### Prompt
Pick out every line with the word "styles" and copy it.

### Supplied material
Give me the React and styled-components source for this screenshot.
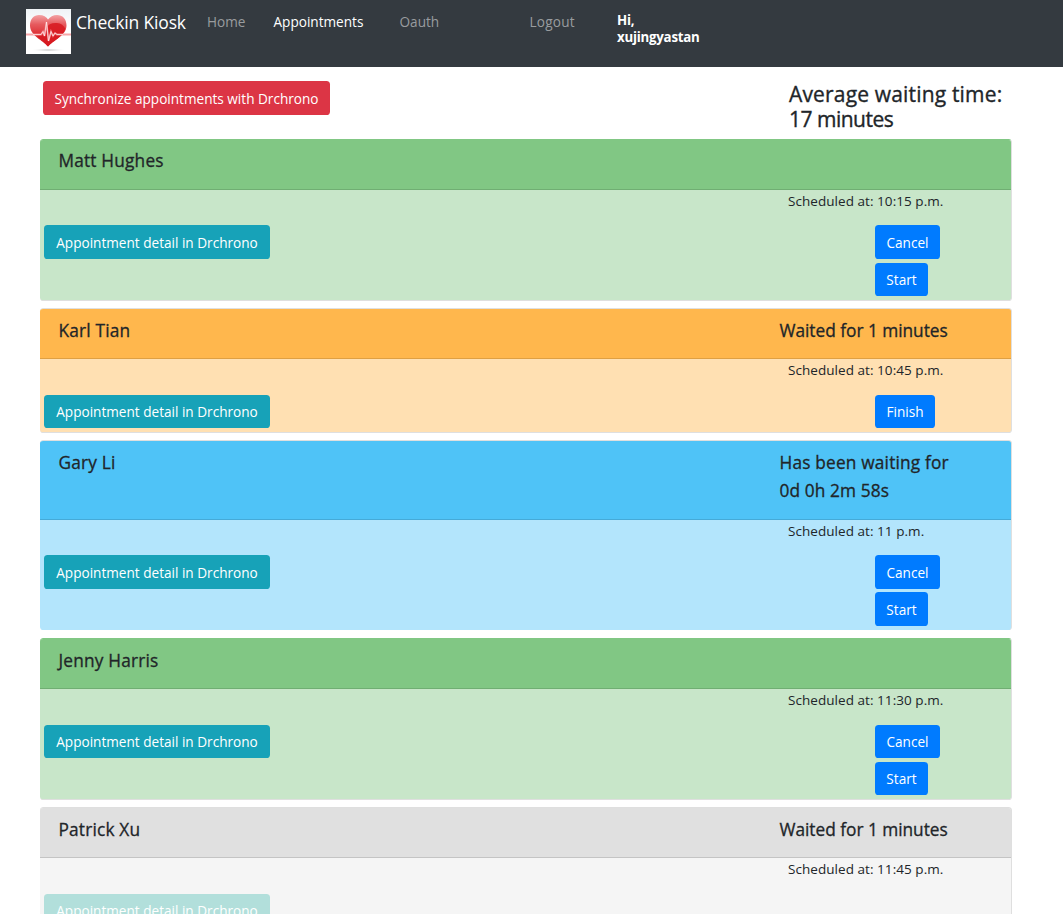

...

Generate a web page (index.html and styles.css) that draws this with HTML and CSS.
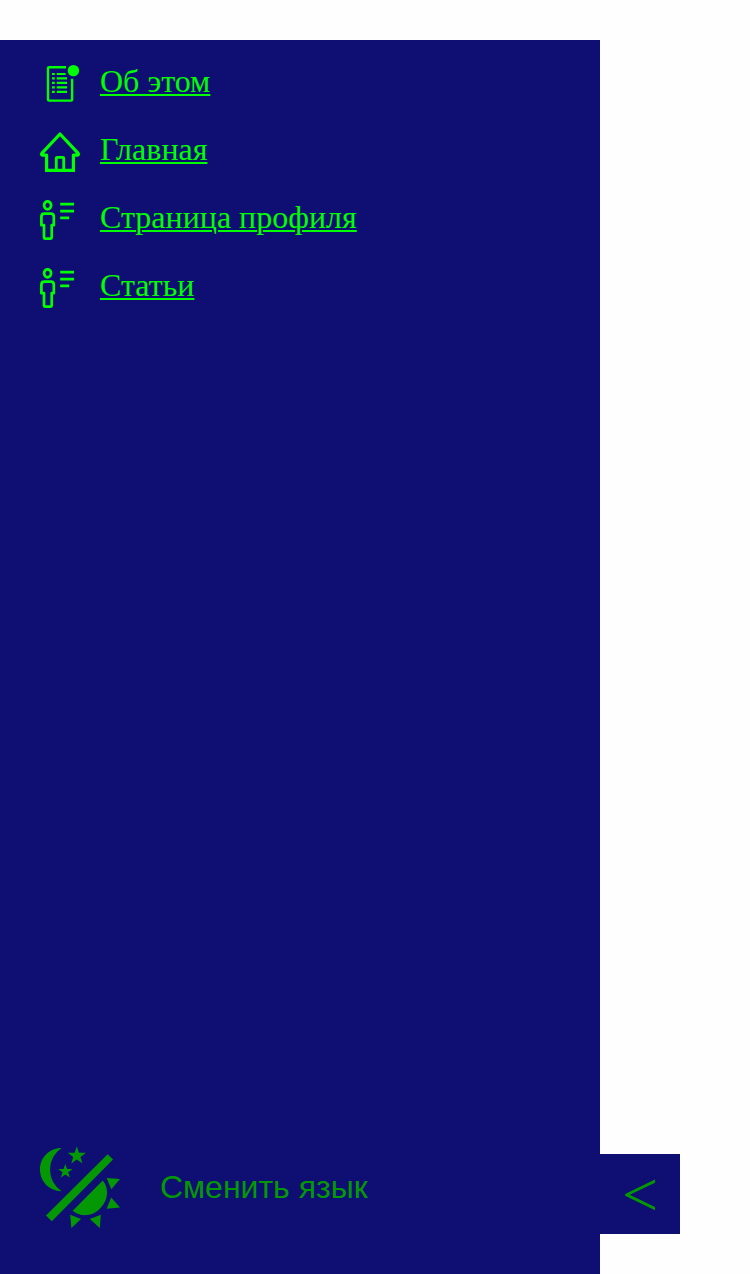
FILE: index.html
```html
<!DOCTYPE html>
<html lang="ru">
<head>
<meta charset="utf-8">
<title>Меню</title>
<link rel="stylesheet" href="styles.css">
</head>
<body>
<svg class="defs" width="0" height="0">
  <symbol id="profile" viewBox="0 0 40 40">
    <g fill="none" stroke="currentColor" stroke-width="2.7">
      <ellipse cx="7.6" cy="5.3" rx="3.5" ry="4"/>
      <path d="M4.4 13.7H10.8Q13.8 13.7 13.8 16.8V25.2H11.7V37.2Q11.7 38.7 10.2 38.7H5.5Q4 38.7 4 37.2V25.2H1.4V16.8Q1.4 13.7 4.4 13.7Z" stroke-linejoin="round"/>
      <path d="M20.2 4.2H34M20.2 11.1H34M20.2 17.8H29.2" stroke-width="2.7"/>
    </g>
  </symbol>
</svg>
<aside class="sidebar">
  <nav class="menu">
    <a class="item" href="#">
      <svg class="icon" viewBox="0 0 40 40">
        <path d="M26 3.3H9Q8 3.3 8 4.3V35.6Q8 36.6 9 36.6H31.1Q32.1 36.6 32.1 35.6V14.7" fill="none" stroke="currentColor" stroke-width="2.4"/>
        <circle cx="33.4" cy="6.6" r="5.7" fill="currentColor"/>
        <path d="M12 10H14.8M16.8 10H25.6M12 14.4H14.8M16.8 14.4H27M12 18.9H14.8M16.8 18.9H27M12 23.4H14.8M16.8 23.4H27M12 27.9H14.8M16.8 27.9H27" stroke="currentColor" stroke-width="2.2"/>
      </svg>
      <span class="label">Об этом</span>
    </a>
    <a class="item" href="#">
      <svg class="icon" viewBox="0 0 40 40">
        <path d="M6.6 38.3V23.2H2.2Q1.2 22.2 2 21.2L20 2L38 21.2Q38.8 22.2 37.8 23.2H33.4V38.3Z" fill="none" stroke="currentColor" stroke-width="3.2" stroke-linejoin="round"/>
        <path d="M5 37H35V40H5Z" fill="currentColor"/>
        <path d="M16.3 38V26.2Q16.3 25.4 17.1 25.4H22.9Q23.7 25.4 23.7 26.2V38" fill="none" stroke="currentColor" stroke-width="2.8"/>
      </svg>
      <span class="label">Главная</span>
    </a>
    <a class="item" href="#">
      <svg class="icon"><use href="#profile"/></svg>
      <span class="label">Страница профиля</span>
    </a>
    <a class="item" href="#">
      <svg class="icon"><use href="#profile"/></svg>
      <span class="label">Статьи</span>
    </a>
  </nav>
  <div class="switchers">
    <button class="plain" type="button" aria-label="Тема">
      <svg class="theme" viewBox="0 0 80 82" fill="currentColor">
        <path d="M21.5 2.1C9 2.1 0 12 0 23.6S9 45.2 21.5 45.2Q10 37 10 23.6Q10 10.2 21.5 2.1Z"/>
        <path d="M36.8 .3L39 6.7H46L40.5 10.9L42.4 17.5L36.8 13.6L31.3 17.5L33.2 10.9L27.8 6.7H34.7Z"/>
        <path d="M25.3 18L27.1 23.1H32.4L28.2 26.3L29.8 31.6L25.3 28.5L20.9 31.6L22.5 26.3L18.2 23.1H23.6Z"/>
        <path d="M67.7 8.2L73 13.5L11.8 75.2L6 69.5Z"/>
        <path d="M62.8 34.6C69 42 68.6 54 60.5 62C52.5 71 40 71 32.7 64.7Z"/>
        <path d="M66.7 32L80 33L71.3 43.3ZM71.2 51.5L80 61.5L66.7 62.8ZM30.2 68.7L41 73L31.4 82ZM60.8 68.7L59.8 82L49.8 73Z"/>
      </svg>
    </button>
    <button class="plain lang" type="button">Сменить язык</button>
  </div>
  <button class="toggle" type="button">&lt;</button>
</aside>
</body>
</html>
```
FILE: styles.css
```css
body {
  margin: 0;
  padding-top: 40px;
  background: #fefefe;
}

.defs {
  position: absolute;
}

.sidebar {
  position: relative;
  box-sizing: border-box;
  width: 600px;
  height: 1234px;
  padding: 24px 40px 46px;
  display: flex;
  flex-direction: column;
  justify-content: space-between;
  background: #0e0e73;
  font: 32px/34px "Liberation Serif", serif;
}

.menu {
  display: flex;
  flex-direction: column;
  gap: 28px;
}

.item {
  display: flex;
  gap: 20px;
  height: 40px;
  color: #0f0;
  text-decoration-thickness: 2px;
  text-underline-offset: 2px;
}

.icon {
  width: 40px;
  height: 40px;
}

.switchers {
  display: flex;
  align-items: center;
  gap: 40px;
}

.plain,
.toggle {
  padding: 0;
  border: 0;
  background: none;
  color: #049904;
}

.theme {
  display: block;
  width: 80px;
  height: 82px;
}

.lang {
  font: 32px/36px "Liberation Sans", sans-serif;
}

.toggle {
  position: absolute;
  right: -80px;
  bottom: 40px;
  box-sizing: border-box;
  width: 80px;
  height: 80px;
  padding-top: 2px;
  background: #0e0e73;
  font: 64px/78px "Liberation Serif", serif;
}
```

* * *

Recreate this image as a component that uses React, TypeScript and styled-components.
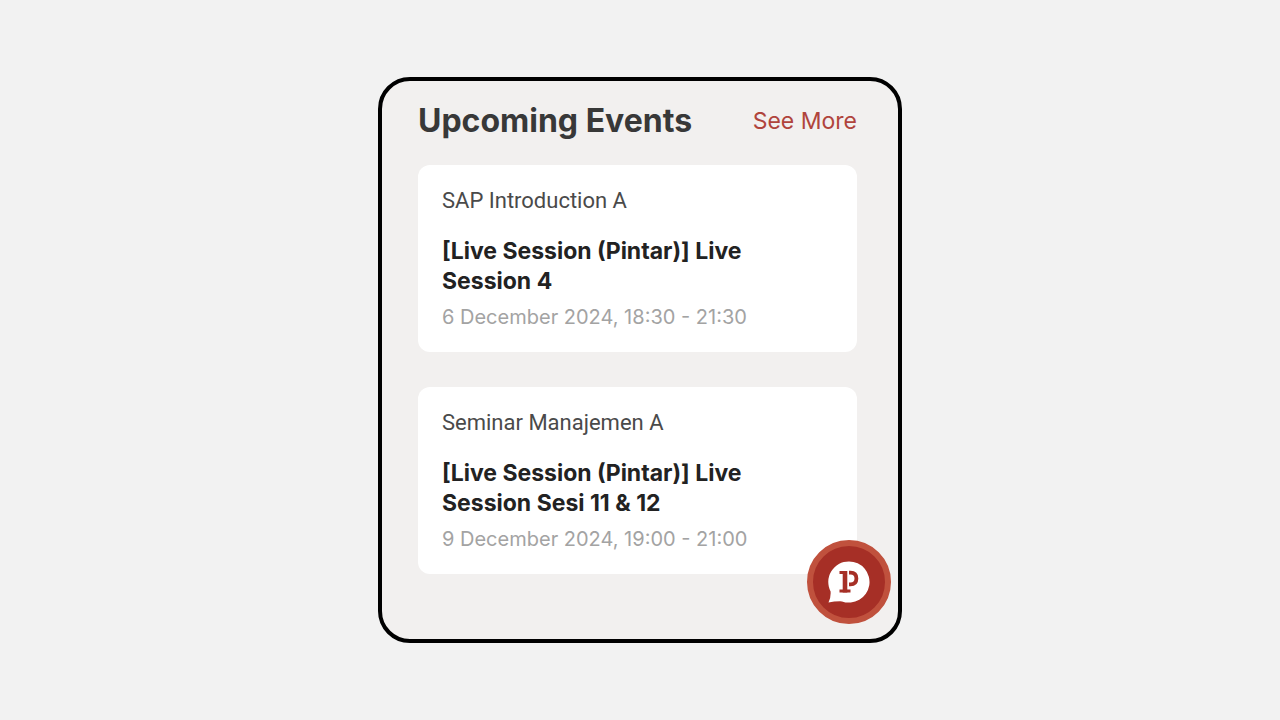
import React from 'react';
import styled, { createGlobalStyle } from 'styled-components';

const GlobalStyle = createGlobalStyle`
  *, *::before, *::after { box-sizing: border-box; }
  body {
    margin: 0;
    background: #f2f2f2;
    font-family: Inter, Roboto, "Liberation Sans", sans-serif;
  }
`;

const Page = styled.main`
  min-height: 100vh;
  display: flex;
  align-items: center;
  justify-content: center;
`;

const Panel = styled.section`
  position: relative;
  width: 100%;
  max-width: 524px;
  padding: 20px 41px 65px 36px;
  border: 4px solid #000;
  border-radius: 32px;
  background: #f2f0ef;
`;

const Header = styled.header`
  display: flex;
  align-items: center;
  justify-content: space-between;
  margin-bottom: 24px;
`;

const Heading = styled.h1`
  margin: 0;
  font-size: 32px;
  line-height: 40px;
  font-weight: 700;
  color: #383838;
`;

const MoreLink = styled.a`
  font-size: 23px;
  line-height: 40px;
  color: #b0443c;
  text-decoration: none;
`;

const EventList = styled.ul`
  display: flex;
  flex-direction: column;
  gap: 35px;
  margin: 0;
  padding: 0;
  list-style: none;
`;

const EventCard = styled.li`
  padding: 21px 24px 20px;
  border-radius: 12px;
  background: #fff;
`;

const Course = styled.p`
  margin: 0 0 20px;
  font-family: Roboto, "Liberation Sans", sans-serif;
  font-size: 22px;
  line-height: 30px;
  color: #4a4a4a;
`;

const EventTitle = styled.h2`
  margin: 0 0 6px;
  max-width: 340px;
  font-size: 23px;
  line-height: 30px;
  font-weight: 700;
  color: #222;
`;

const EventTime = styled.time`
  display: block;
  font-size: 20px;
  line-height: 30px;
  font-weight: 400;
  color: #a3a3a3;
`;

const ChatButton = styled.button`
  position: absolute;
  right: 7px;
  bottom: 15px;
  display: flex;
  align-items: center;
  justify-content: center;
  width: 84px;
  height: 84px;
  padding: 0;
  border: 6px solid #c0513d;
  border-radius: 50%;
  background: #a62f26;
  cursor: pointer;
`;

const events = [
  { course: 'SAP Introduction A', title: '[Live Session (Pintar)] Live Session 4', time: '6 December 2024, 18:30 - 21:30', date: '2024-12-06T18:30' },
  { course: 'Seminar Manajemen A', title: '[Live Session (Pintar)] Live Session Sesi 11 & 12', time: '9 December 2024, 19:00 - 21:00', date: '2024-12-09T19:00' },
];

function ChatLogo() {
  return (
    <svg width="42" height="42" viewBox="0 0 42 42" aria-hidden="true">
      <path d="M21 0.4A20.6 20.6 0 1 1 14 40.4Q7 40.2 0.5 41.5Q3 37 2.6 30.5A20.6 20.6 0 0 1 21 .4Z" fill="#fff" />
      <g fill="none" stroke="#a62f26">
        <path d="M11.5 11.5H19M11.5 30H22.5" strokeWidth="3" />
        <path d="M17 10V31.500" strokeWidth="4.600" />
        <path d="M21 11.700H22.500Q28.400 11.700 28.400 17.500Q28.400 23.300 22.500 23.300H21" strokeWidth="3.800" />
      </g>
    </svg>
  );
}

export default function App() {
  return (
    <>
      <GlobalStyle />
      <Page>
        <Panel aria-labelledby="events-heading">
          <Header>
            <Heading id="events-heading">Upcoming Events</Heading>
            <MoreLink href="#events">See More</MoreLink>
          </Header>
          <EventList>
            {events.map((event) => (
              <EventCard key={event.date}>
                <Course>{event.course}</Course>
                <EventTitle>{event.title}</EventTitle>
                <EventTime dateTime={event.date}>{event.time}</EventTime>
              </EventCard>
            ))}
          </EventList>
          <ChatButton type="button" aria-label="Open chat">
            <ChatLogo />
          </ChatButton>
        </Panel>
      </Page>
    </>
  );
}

### Written reply
Generate a web page (index.html and styles.css) that draws this with HTML and CSS.
<link rel="stylesheet" href="styles.css">
FILE: styles.css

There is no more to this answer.